If this coalition dominates the race, odds are good Iraq's current interim prime minister, Sunni Muslim Ayad Allawi, will not get the job permanently. Instead, the next prime minister is more likely to be Adil Abdel Mahdi, a Shiia who now is the country's temporary finance minister.

Q: What's being done to make the election safe and fraud-free?

A: Iraq will essentially be in lockdown on election day and several days before. The borders will be closed, as will the Baghdad airport, and a nighttime curfew will be in effect throughout the weekend.

Only military vehicles will be allowed on the streets on Sunday so voters will have to walk to the polling places. The location of all 5,200 polling places won't be announced until Sunday morning. Those polls will be fortified with concrete barriers and voters will be frisked for weapons and explosives.

In advance of the vote, U.S. forces bulked up to about 150,000 troops and have conducted pre-emptive raids in recent days on suspected insurgent safe houses and bomb-making sites. On election day, Iraqi forces will protect the voting locations, with American troops staying far away and mostly out of sight to limit any perceptions of U.S. control of the polls.

"This is an election for Iraqis, by Iraqis," Army Maj. Gen. John Batiste told reporters last week. "We'll operate from a distance and provide quick support as necessary."

To forestall counterfeiting or other fraud, the ballots were printed in Canada and Switzerland and will be under tight guard until the polls open. Each voter will have a finger sprayed with indelible ink to prevent casting more than one ballot.

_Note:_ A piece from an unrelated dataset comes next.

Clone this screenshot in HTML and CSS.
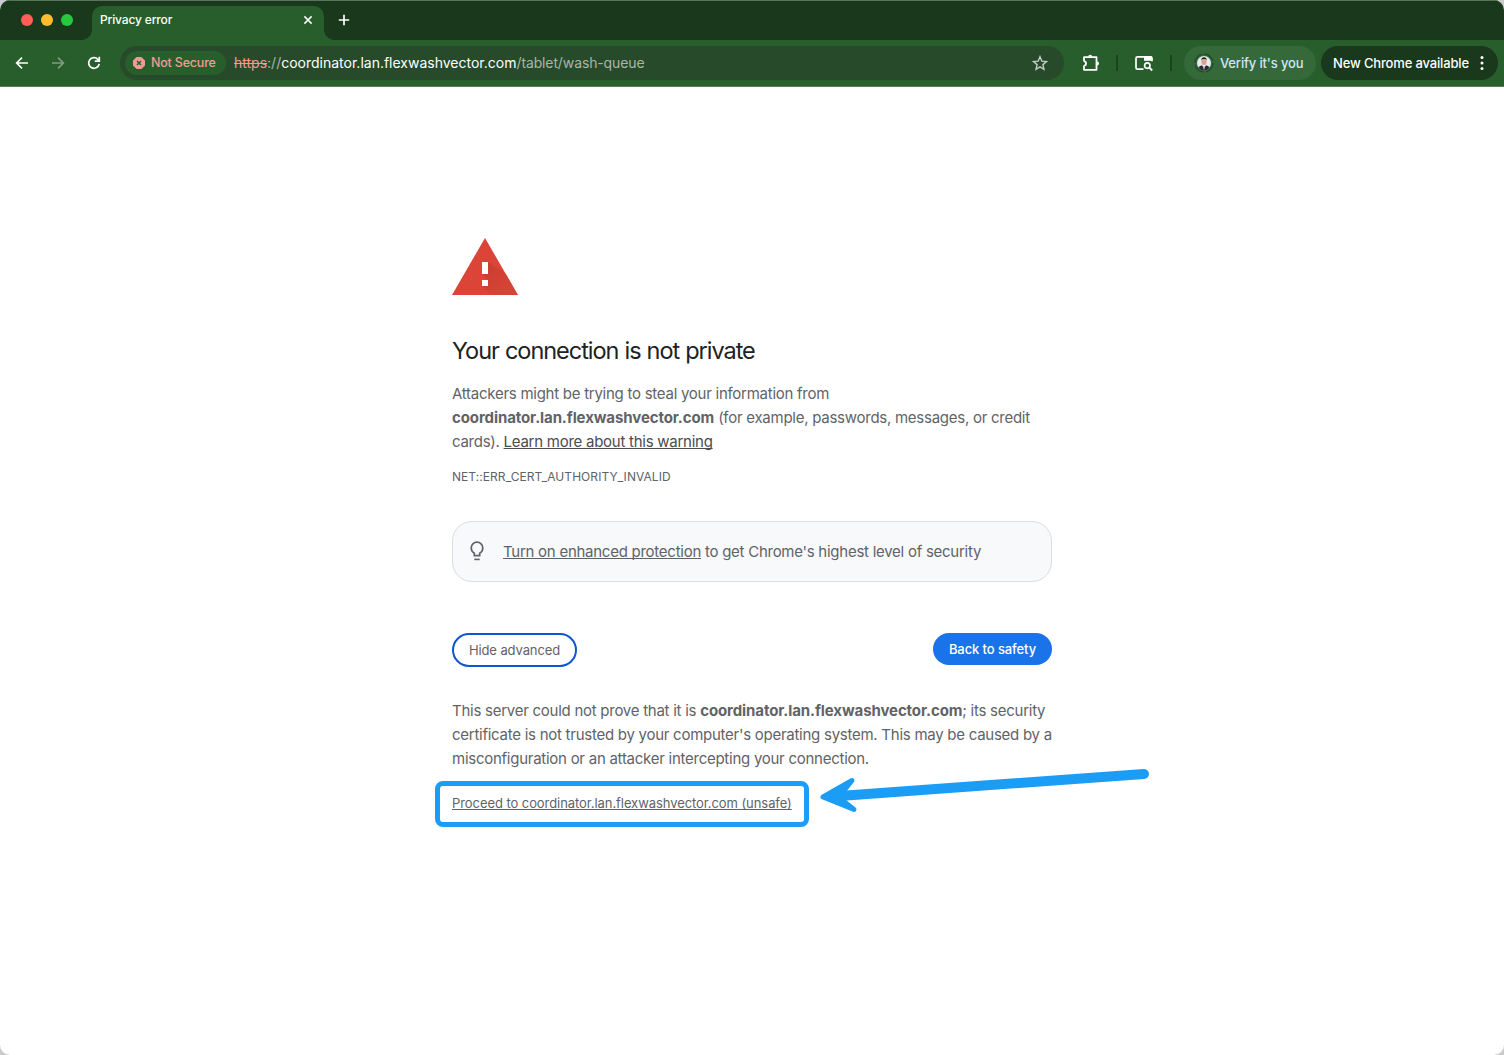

Unlike in last summer's election in Afghanistan, no international monitors will be present to observe the election and report instances of fraud. The United Nations and European Union declined to dispatch observers because conditions are too dangerous, the groups said.

Even so, as many as 100,000 Iraqis, who have been trained as poll workers and monitors, are expected to be stationed at voting sites to diminish the opportunity for fraud.

Q: What happens after election day?

A: The final results are scheduled to be announced by Feb. 15, with the assembly winners taking their seats by March 1.

If the Shiia-dominated coalition wins, U.S. officials and other leaders are likely to press them to reach out to Sunnis and find a way to share power with them.

Whoever wins, analysts predict the new assembly, and the country at large, will unite over at least one issue - the exit of U.S. troops from Iraq. What likely will be contentious is the timing of such a withdrawal, with the Pentagon and some Iraqi leaders warning against a too-hasty retreat before Iraqis are ready to assume the security role U.S. troops play now.

"I think we all are worried about what's going to happen after the elections," outgoing Secretary of State Colin Powell said recently.